Examples of aforementioned aromatic ester compound include (1) ester compounds obtainable by esterification of aromatic alcohol and aliphatic monocarboxylic acid such as benzyl stearate and benzyl laureate; and (2) ester compounds obtainable by esterification of aliphatic monohydric alcohol and aromatic carboxylic acid such as diisostearyl isophthalate and trioctyl trimellitate. Among these, however, ester compounds obtainable by esterification of aliphatic monohydric alcohol and aromatic carboxylic acid are preferable.

Examples of aforementioned (poly)etherester compound include (1) (poly)etherester compounds obtainable by esterification of (poly)ether compound obtainable by adding alkylene oxide with 2-4 carbon atoms to monohydric-trihydric aliphatic alcohol with 4-26 carbon atoms and aliphatic carboxylic acid with 4-26 carbon atoms; (2) (poly)etherester compounds obtainable by esterification of (poly)ether compound obtainable by adding alkylene oxide with 2-4 carbon atoms to monohydric-trihydric aromatic alcohol and aliphatic carboxylic acid with 4-26 carbon atoms; and (3) (poly)etherester compounds obtainable by esterification of (poly)ether compound obtainable by adding alkylene oxide with 2-4 carbon atoms to aliphatic alcohol with 4-26 carbon atoms and aromatic carboxylic acid.

Examples of aforementioned mineral oil include mineral oils of various kinds having different viscosity values. Among these, however, those with viscosity 1×10−6-1.3×10−1 m2/s at 30° C. are preferable and those with viscosity 1×10−6-5×10 m2/s are even more preferable. Examples of such preferable mineral oil include fluid paraffin oil.

Examples of aforementioned silicone oil include silicone oils of various kinds having different viscosity values. Among these, however, linear polyorganosiloxane with viscosity 1×10−3-1 m2/s at 30° C. is preferable. Examples of such linear polyorganosiloxane include linear polydimethylsiloxane without substituent and linear polydimethylsiloxane with substituent, all with viscosity 1×10−3-1 m2/s at 30° C. Examples of substituent in these cases include ethyl group, phenyl group, fluoropropyl group, aminopropyl group, carboxyoctyl group, polyoxyethylene oxypropyl group and ω-methoxy polyethoxypolypropoxy propyl group. Among these, linear polydimethylsiloxane without substituent is preferable.

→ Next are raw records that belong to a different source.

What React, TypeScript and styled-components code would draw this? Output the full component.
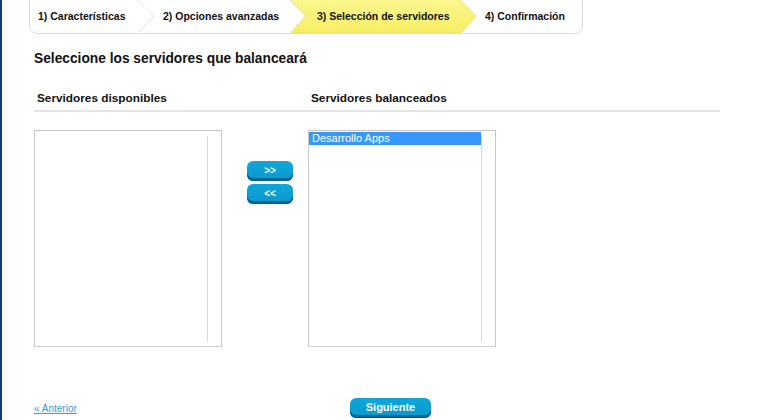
import React from "react";
import styled, { createGlobalStyle } from "styled-components";

const Global = createGlobalStyle`
  html, body { margin: 0; padding: 0; background: #fff; }
  body { font-family: "Liberation Sans", Arial, sans-serif; color: #222; }
`;

const Page = styled.div`
  width: 770px;
  height: 420px;
  box-sizing: border-box;
  border-left: 2px solid #123f6e;
  overflow: hidden;
  display: flex;
  flex-direction: column;
`;

const Wizard = styled.div`
  margin: -6px 0 0 27px;
  width: 554px;
  height: 40px;
  box-sizing: border-box;
  border: 1px solid #dcdcdc;
  border-radius: 8px;
  display: flex;
  align-items: flex-end;
  overflow: hidden;
`;

const Step = styled.div<{ $w: number; $pad: number; $active?: boolean }>`
  position: relative;
  flex: none;
  width: ${(p) => p.$w}px;
  height: 34px;
  box-sizing: border-box;
  padding-left: ${(p) => p.$pad}px;
  display: flex;
  align-items: center;
  z-index: ${(p) => (p.$active ? 2 : 1)};
`;

const StepShape = styled.svg`
  position: absolute;
  left: 0;
  top: 0;
  overflow: visible;
`;

const StepLabel = styled.span`
  position: relative;
  font-size: 10.5px;
  font-weight: bold;
  color: #111;
  white-space: nowrap;
`;

const Content = styled.div`
  padding: 0 0 0 32px;
  display: flex;
  flex-direction: column;
`;

const Title = styled.h2`
  margin: 17px 0 0;
  font-size: 13.75px;
  font-weight: bold;
  color: #111;
  line-height: 16px;
`;

const HeaderRow = styled.div`
  margin-top: 24px;
  width: 686px;
  display: grid;
  grid-template-columns: 274px 1fr;
  border-bottom: 2px solid #e4e4e4;
  padding-bottom: 5px;
`;

const ColHeader = styled.div`
  padding-left: 3px;
  font-size: 11.8px;
  font-weight: bold;
  color: #111;
  line-height: 14px;
`;

const Lists = styled.div`
  margin-top: 18px;
  display: grid;
  grid-template-columns: 188px 25px 46px 15px 188px;
`;

const ListBox = styled.div<{ $col: number }>`
  grid-column: ${(p) => p.$col};
  height: 217px;
  box-sizing: border-box;
  border: 1px solid #c8c8c8;
  border-bottom-color: #d4d4d4;
  padding: 1px 0 0 0;
  display: flex;
`;

const ListItems = styled.div`
  flex: 1;
  display: flex;
  flex-direction: column;
`;

const ListTrack = styled.div`
  flex: none;
  width: 13px;
  margin: 4px 0 4px 0;
  border-left: 1px solid #d8d8d8;
`;

const ListItem = styled.div<{ $selected?: boolean }>`
  height: 13px;
  line-height: 13px;
  padding-left: 3px;
  font-size: 11px;
  color: ${(p) => (p.$selected ? "#fff" : "#222")};
  background: ${(p) => (p.$selected ? "#3797fd" : "transparent")};
`;

const MoveButtons = styled.div`
  grid-column: 3;
  display: flex;
  flex-direction: column;
  gap: 3px;
  padding-top: 31px;
`;

const BlueButton = styled.button<{ $w: number }>`
  width: ${(p) => p.$w}px;
  height: 20px;
  box-sizing: border-box;
  padding: 0 0 2px;
  border: none;
  border-radius: 6px;
  background: linear-gradient(#12a6d8, #0899cd);
  box-shadow: inset 0 -3px 0 #06628c;
  color: #fff;
  font-family: "Liberation Sans", Arial, sans-serif;
  font-weight: bold;
  font-size: ${(p) => (p.$w > 60 ? 11 : 10)}px;
  cursor: pointer;
`;

const Footer = styled.div`
  margin-top: 51px;
  display: flex;
  align-items: center;
`;

const BackLink = styled.a`
  width: 316px;
  font-size: 10px;
  color: #2d9ed6;
  text-decoration: underline;
  cursor: pointer;
`;

type StepDef = { label: string; w: number; pad: number; active?: boolean; last?: boolean };

const steps: StepDef[] = [
  { label: "1) Características", w: 108, pad: 8 },
  { label: "2) Opciones avanzadas", w: 152, pad: 25 },
  { label: "3) Selección de servidores", w: 169, pad: 27, active: true },
  { label: "4) Confirmación", w: 125, pad: 26, last: true },
];

function StepItem({ s }: { s: StepDef }) {
  const w = s.w;
  return (
    <Step $w={w} $pad={s.pad} $active={s.active}>
      {s.active ? (
        <StepShape width={w} height={34}>
          <defs>
            <linearGradient id="yl" x1="0" y1="0" x2="0" y2="1">
              <stop offset="0" stopColor="#fbf78f" />
              <stop offset="1" stopColor="#f7ee62" />
            </linearGradient>
          </defs>
          <polygon
            points={`0,0 ${w},0 ${w + 17},17 ${w + 2},34 1,34 16,17`}
            fill="url(#yl)"
            stroke="#eee27a"
            strokeWidth="1"
          />
        </StepShape>
      ) : !s.last ? (
        <StepShape width={w} height={34}>
          <polyline
            points={`${w - 2},0 ${w + 16},17 ${w},34`}
            fill="none"
            stroke="#d6d6d6"
            strokeWidth="1"
            strokeDasharray="2 1"
          />
        </StepShape>
      ) : null}
      <StepLabel>{s.label}</StepLabel>
    </Step>
  );
}

export default function App() {
  return (
    <>
      <Global />
      <Page>
        <Wizard>
          {steps.map((s) => (
            <StepItem key={s.label} s={s} />
          ))}
        </Wizard>
        <Content>
          <Title>Seleccione los servidores que balanceará</Title>
          <HeaderRow>
            <ColHeader>Servidores disponibles</ColHeader>
            <ColHeader>Servidores balanceados</ColHeader>
          </HeaderRow>
          <Lists>
            <ListBox $col={1}>
              <ListItems />
              <ListTrack />
            </ListBox>
            <MoveButtons>
              <BlueButton $w={46}>&gt;&gt;</BlueButton>
              <BlueButton $w={46}>&lt;&lt;</BlueButton>
            </MoveButtons>
            <ListBox $col={5}>
              <ListItems>
                <ListItem $selected>Desarrollo Apps</ListItem>
              </ListItems>
              <ListTrack />
            </ListBox>
          </Lists>
          <Footer>
            <BackLink>« Anterior</BackLink>
            <BlueButton $w={81}>Siguiente</BlueButton>
          </Footer>
        </Content>
      </Page>
    </>
  );
}
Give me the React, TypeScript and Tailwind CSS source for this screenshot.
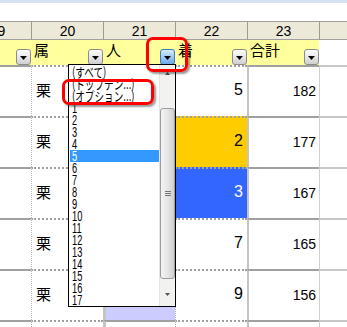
import clsx from "clsx";

const jp = "font-['Noto_Sans_CJK_JP',sans-serif]";
const en = "font-['Liberation_Sans',Arial,sans-serif]";
const cols = "grid grid-cols-[67px_72px_72px_72px_72px_100px] ml-[-36px] w-[455px]";

const rows = [
  { a: "5", b: "182", cell: "" },
  { a: "2", b: "177", cell: "bg-[#ffcc00]" },
  { a: "3", b: "167", cell: "bg-[#3366ff] text-white" },
  { a: "7", b: "165", cell: "" },
  { a: "9", b: "156", cell: "", pick: true },
];

const items = [
  "(すべて)",
  "(トップテン...)",
  "(オプション...)",
  "1", "2", "3", "4", "5", "6", "7", "8", "9",
  "10", "11", "12", "13", "14", "15", "16", "17",
];

function FilterBtn({ active }: { active?: boolean }) {
  return (
    <div
      className={clsx(
        "w-[15px] h-[16px] rounded-[3px] border flex items-center justify-center pt-[2px]",
        active
          ? "border-[#3d7bbf] bg-linear-to-b from-[#d6ebff] to-[#6aa8ea]"
          : "border-[#8c8c8c] bg-linear-to-b from-white to-[#d0d0d0]"
      )}
    >
      <svg width="7" height="4" viewBox="0 0 7 4">
        <path d="M0 0h7L3.5 4z" fill="#000" />
      </svg>
    </div>
  );
}

export default function App() {
  return (
    <div className={`relative w-[347px] h-[327px] overflow-hidden bg-white ${en}`}>
      <div className="h-[3px] bg-[#d6e2f2]" />
      <div className="h-[18px]" />

      {/* column numbers */}
      <div className={`${cols} h-[19px] border-y border-[#a0a0a0] bg-[#ece9d8] text-[14px] text-black`}>
        {["19", "20", "21", "22", "23", ""].map((t, i) => (
          <div
            key={i}
            className={clsx("flex items-center justify-center leading-none", i > 0 && "border-l border-[#a09c8c]")}
          >
            {t}
          </div>
        ))}
      </div>

      {/* filter row */}
      <div className={`${cols} h-[25px] text-[15px] ${jp}`}>
        {["", "属", "人", "着", "合計"].map((t, i) => (
          <div key={i} className="relative bg-[#ffff9c] flex justify-between items-end">
            <span className="self-start pl-[3px] leading-[18px] pt-[1px]">{t}</span>
            <FilterBtn active={i === 2} />
          </div>
        ))}
        <div />
      </div>

      {/* data rows */}
      {[...rows, { a: "", b: "", cell: "", pick: false }].map((r, i) => (
        <div key={i} className={`${cols} h-[51px]`}>
          <div className="border-t-2 border-[#a0a0a0]" />
          <div className="border-t-2 border-t-[#a0a0a0] border-l border-l-[#b8b8b8] border-dotted flex items-center pl-[4px] pb-[2px]">
            {i < 5 && <span className={`${jp} text-[15px]`}>栗</span>}
          </div>
          <div
            className={clsx(
              "border-t-2 border-t-[#a0a0a0] border-l-[3px] border-l-[#c4c4c4]",
              r.pick && "bg-[#ccccff]"
            )}
          />
          <div
            className={clsx(
              "border-t-2 border-t-[#a0a0a0] border-l border-l-[#b8b8b8] border-dotted flex items-center justify-end pr-[4px] pb-[4px] text-[16px]",
              r.cell
            )}
          >
            {r.a}
          </div>
          <div className="border-t-2 border-t-[#a0a0a0] border-l-2 border-l-[#c4c4c4] flex items-center justify-end pr-[3px] text-[14px]">
            {r.b}
          </div>
          <div className="border-t-2 border-t-[#c8c8c8] border-l border-l-[#d0d0d0]" />
        </div>
      ))}

      {/* auto filter dropdown */}
      <div className="absolute left-[68px] top-[64px] w-[108px] h-[243px] border border-black bg-white flex">
        <div className="w-[90px] pt-[1px] flex flex-col">
          {items.map((t) => {
            const isJp = t.startsWith("(");
            return (
              <div
                key={t}
                className={clsx(
                  "h-[12px] leading-[12px] ml-[1px] pl-[2px] whitespace-nowrap",
                  t === "5" ? "bg-[#3399ff] text-white" : "text-black"
                )}
              >
                <span
                  className={clsx(
                    "inline-block origin-left",
                    isJp ? `${jp} text-[13px] scale-x-[0.74]` : `${en} text-[14px] scale-x-[0.66]`
                  )}
                >
                  {t}
                </span>
              </div>
            );
          })}
        </div>
        <div className="flex-1 bg-[#f2f2f0] border-l border-[#e4e4e4] flex flex-col items-center">
          <svg width="5" height="3" viewBox="0 0 5 3" className="mt-[7px]">
            <path d="M0 3h5L2.5 0z" fill="#555" />
          </svg>
          <div className="mt-[33px] w-[15px] h-[171px] rounded-[3px] border border-[#9c9c9c] bg-linear-to-r from-[#f4f4f4] via-[#e6e6e6] to-[#cfcfcf] flex flex-col items-center justify-center gap-[1px]">
            <div className="w-[6px] h-px bg-[#777]" />
            <div className="w-[6px] h-px bg-[#777]" />
            <div className="w-[6px] h-px bg-[#777]" />
          </div>
          <svg width="5" height="3" viewBox="0 0 5 3" className="mt-[14px]">
            <path d="M0 0h5L2.5 3z" fill="#555" />
          </svg>
        </div>
      </div>

      {/* highlight marks */}
      <div className="absolute left-[146px] top-[37px] w-[42px] h-[35px] border-[3px] border-[#ff0000] rounded-[7px] shadow-[2px_2px_2px_rgba(0,0,0,0.4)]" />
      <div className="absolute left-[62px] top-[79px] w-[92px] h-[26px] border-[3px] border-[#ff0000] rounded-[7px] shadow-[2px_2px_2px_rgba(0,0,0,0.4)]" />
    </div>
  );
}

Among processing agents of this invention, those containing a lubricant as described above in an amount of 50-90 weight % and a functional improvement agent as described above in an amount of 1-30 weight % are preferable. Those further containing a hydroxy compound shown by Formula 1 or Formula 2 as described above in an amount of 1-30 weight % as the functional improvement agent are even more preferable.

Processing agents of this invention may further contain an emulsifier. An emulsifier of a known kind may be used. Examples of emulsifier of a known kind that may be used for the purpose of this invention include (1) nonionic surfactants having polyoxyalkylene group in the molecule such as polyoxyalkylene alkylethers, polyoxyalkylene alkylphenylethers, polyoxyalkylene alkylesters, alkylene oxide adducts of castor oil and polyoxyalkylene alkylaminoethers; (2) partial esters of polyhydric alcohol type nonionic surfactants such as sorbitan monolaurate, sorbitan trioleate, glycerol monolaurate and diglycerol dilaurate; and (3) partial esters of polyhydric alcohol type nonionic surfactants such as alkylene oxide adducts of partial esters of trihydric-hexahydric alcohol and aliphatic acid and partial or complete esters of alkylene oxide adduct of trihydric-hexahydric alcohol and aliphatic acid. Among these, however, polyoxyalkylenealkylethers having polyoxyalkylene group with 3-10 oxyethylene units and alkyl group with 8-18 carbon atoms in the molecule are preferable.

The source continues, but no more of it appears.